## TASK PROMPT
Give the data again, word for word.
· · ·
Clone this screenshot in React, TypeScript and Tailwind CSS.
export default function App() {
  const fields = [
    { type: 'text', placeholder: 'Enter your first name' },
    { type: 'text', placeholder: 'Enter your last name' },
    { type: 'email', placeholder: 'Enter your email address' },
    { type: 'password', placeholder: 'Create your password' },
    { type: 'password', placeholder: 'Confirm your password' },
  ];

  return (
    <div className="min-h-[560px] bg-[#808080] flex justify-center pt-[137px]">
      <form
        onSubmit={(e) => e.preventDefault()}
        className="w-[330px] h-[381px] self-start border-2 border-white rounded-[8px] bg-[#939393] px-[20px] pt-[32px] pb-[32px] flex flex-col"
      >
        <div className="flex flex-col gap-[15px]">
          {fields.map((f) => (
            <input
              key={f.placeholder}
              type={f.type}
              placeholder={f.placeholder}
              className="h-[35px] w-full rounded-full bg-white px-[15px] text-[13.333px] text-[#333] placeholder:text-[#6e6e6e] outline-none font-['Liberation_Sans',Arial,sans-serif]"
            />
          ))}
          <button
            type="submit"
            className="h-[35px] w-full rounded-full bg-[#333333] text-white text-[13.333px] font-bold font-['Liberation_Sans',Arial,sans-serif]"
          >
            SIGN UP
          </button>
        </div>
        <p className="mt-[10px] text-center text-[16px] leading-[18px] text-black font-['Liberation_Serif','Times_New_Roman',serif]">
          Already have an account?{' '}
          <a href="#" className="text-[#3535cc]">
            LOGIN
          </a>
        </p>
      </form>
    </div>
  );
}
· · ·
## TASK ANSWER
Clone this screenshot in React, TypeScript and Tailwind CSS.
export default function App() {
  const fields = [
    { type: 'text', placeholder: 'Enter your first name' },
    { type: 'text', placeholder: 'Enter your last name' },
    { type: 'email', placeholder: 'Enter your email address' },
    { type: 'password', placeholder: 'Create your password' },
    { type: 'password', placeholder: 'Confirm your password' },
  ];

  return (
    <div className="min-h-[560px] bg-[#808080] flex justify-center pt-[137px]">
      <form
        onSubmit={(e) => e.preventDefault()}
        className="w-[330px] h-[381px] self-start border-2 border-white rounded-[8px] bg-[#939393] px-[20px] pt-[32px] pb-[32px] flex flex-col"
      >
        <div className="flex flex-col gap-[15px]">
          {fields.map((f) => (
            <input
              key={f.placeholder}
              type={f.type}
              placeholder={f.placeholder}
              className="h-[35px] w-full rounded-full bg-white px-[15px] text-[13.333px] text-[#333] placeholder:text-[#6e6e6e] outline-none font-['Liberation_Sans',Arial,sans-serif]"
            />
          ))}
          <button
            type="submit"
            className="h-[35px] w-full rounded-full bg-[#333333] text-white text-[13.333px] font-bold font-['Liberation_Sans',Arial,sans-serif]"
          >
            SIGN UP
          </button>
        </div>
        <p className="mt-[10px] text-center text-[16px] leading-[18px] text-black font-['Liberation_Serif','Times_New_Roman',serif]">
          Already have an account?{' '}
          <a href="#" className="text-[#3535cc]">
            LOGIN
          </a>
        </p>
      </form>
    </div>
  );
}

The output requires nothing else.